EPA’s recent rules on GHG emissions from power plants may soon change that, but only with respect to emissions from power plants. Other sectors and major GHG generating activities and emission sources that require various environmental permits remain unregulated.

And EPA’s application of the “social costs of carbon” (SCC) was limited to the economic impact evaluation, not as a regulatory basis.

For example, the failure to consider GHG emissions was exposed as a egregious flaw in environmental reviews of the South Jersey Gas Co, pipeline to repower the BL England plant.

GHG emissions from the fracked gas distributed by the pipeline, GHG emissions from the pipeline itself, and GHG emissions from burning the gas at the BL England plant itself were not considered and/or regulated by BPU, or by the DEP air quality analysis, or by the Pinelands Commission’s review.

Recently, I learned of a Massachusetts State law that does consider and enable regulation of GHG emissions. The Massachusetts law:

incorporates climate change impacts into environmental review procedures … legislation directs agencies to “consider reasonably foreseeable climate change impacts, including additional greenhouse gas emissions, and effects, such as predicted sea level rise. 

NJ has nothing like that Massachusetts law and I’ve seen no evidence that anyone is interested in passing similar legislation in NJ.

So, given this huge failure by federal and state regulators to consider SCC or regulate greenhouse gas emissions during environmental permit reviews, while just now working on an unrelated water quality issue, I was disgusted to read how both EPA and DEP allow major polluters to use increases in GHG emissions.

But the GHG emissions and “SCC” are not considered so that EPA or DEP can regulate and reduce them and use economic harm as a basis to regulate, but rather just the opposite: as a reason to oppose the imposition of new water quality protections.

According to an analysis requested by EPA and prepared by the “NJ Dischargers Group” (a group of sewage treatment plants), new nutrient pollution controls required to protect NJ’s rivers would increase emissions of greenhouse gases:

9.2 Environmental Impacts of Increased Energy Demand

While nutrient removal from wastewater treatment plant discharges may improve the water quality of the Harbor Estuary, it must be recognized that the technologies required to remove nutrients will consume substantial energy, resulting in the increased emission of “greenhouse” gases which has an adverse environmental impact.
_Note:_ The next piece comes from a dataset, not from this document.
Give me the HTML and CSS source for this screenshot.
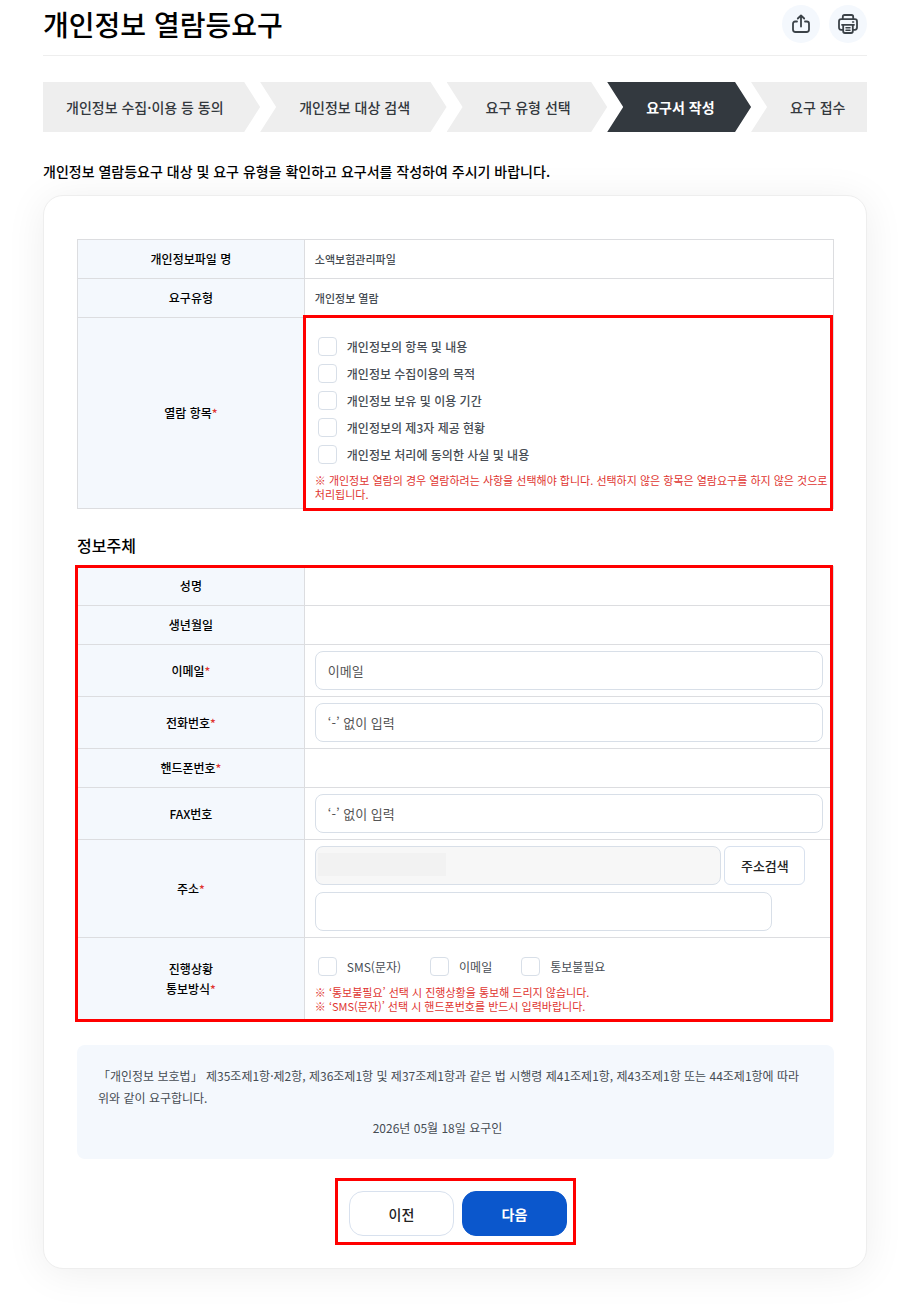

So there it is – see the table above. It is obvious and in plain sight – a huge structural bias in regulatory review policies. And note how the polluters quantified the GHG emissions in pounds to make them seem larger.
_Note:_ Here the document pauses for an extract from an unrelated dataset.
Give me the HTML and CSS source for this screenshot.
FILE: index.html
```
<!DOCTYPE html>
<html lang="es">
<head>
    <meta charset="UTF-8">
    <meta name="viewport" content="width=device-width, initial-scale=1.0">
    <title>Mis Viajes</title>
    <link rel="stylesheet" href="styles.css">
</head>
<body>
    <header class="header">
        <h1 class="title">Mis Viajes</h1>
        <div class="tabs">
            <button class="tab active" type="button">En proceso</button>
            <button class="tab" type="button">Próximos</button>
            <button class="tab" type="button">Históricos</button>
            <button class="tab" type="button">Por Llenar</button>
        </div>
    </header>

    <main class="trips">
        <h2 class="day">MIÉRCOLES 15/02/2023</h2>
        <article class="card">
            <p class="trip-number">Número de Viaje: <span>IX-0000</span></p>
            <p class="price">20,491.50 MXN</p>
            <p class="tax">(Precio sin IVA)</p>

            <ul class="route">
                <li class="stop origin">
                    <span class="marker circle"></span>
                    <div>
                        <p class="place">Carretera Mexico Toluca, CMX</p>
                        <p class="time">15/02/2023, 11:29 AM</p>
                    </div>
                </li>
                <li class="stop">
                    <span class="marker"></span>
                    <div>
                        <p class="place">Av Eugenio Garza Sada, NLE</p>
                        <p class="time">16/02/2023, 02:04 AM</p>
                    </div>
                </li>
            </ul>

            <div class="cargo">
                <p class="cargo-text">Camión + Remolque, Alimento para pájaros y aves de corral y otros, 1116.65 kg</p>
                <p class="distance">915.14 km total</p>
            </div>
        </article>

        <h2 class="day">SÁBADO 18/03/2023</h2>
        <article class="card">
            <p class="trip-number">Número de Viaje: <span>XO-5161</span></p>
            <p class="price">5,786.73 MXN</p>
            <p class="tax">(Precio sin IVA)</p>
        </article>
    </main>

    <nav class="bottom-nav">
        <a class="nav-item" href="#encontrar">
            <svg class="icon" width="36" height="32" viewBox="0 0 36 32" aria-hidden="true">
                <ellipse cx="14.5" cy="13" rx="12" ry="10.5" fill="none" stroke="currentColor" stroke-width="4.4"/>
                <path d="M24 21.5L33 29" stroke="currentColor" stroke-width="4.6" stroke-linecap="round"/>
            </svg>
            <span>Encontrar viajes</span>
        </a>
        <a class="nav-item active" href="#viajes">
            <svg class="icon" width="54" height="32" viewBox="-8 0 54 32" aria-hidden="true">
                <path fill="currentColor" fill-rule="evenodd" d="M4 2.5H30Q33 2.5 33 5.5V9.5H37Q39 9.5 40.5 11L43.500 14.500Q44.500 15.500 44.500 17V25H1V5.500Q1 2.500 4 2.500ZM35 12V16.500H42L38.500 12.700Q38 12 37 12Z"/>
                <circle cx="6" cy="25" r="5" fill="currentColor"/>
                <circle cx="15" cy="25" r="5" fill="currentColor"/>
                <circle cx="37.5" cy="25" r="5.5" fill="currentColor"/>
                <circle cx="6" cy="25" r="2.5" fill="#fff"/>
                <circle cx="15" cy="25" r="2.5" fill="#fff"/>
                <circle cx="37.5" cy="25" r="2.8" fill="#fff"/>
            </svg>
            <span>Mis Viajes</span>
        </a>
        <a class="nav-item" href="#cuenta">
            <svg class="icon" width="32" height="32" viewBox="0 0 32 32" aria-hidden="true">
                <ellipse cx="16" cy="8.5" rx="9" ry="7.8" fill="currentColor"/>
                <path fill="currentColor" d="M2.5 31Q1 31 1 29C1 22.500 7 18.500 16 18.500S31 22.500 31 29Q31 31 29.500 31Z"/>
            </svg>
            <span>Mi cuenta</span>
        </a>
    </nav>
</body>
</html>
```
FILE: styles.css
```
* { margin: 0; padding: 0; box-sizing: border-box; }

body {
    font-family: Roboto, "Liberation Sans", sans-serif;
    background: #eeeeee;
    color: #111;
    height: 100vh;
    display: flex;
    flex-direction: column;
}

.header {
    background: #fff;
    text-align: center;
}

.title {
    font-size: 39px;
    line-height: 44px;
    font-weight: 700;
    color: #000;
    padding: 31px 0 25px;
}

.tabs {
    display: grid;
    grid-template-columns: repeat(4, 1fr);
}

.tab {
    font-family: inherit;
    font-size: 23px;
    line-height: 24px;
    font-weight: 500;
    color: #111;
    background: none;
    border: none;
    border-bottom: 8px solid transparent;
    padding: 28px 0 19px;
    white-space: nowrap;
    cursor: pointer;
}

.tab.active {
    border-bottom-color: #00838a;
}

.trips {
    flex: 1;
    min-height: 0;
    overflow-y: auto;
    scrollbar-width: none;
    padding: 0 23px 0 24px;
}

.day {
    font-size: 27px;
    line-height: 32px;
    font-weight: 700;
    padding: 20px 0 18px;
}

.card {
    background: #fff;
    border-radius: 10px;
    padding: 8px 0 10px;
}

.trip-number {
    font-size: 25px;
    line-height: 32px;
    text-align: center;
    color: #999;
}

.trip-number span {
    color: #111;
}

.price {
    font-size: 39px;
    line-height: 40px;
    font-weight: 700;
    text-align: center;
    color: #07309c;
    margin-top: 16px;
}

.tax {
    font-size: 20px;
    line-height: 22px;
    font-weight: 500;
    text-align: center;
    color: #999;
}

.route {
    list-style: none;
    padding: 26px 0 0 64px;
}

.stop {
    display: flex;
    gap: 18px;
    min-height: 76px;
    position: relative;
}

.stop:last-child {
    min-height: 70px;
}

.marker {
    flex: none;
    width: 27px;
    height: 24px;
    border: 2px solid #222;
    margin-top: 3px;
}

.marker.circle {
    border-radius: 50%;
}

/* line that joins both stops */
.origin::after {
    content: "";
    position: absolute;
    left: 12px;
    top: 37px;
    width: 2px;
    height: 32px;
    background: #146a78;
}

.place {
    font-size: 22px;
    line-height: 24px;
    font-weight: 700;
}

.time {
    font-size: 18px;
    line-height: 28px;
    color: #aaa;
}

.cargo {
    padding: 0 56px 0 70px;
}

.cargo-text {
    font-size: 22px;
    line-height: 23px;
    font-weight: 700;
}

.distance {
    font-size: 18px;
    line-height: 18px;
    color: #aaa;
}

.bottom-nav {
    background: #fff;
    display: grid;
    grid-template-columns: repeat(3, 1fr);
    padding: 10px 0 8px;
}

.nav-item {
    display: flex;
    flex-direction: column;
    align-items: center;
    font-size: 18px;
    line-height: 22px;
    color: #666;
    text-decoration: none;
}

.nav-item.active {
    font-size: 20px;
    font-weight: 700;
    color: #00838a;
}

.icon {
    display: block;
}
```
The NJ HDG analysis, again to magnify GHG emissions, even went so far as to highlight “emergent” issues, something they  virtually never do:

Another environmental consideration pertaining to greenhouse gas emission is that carbon- starved denitrification processes have greater potential to release intermediate NxO instead of nitrogen gas. These intermediate NxO gasses have a significantly greater adverse impact from a “greenhouse gas” perspective compared to carbon dioxide (on the order of 200 times that of carbon dioxide). This is an emerging issue in wastewater treatment, and more research is needed to accurately quantify the amount of NxO that could be generated via denitrification.

Given that acknowledgment by the polluters themselves, do you think EPA is in a hurry to regulate GHG emissions from wastewater treatment plants or NxO gasses?   Hell no.

GHG emissions can not be considered and used as a basis to modify or deny any environmental permit.

But EPA and DEP are willing to consider GHG emissions as a reason to forego, weaken or delay long over due water quality protections.

The regulatory game is rigged by and for the polluters and corporations. Period.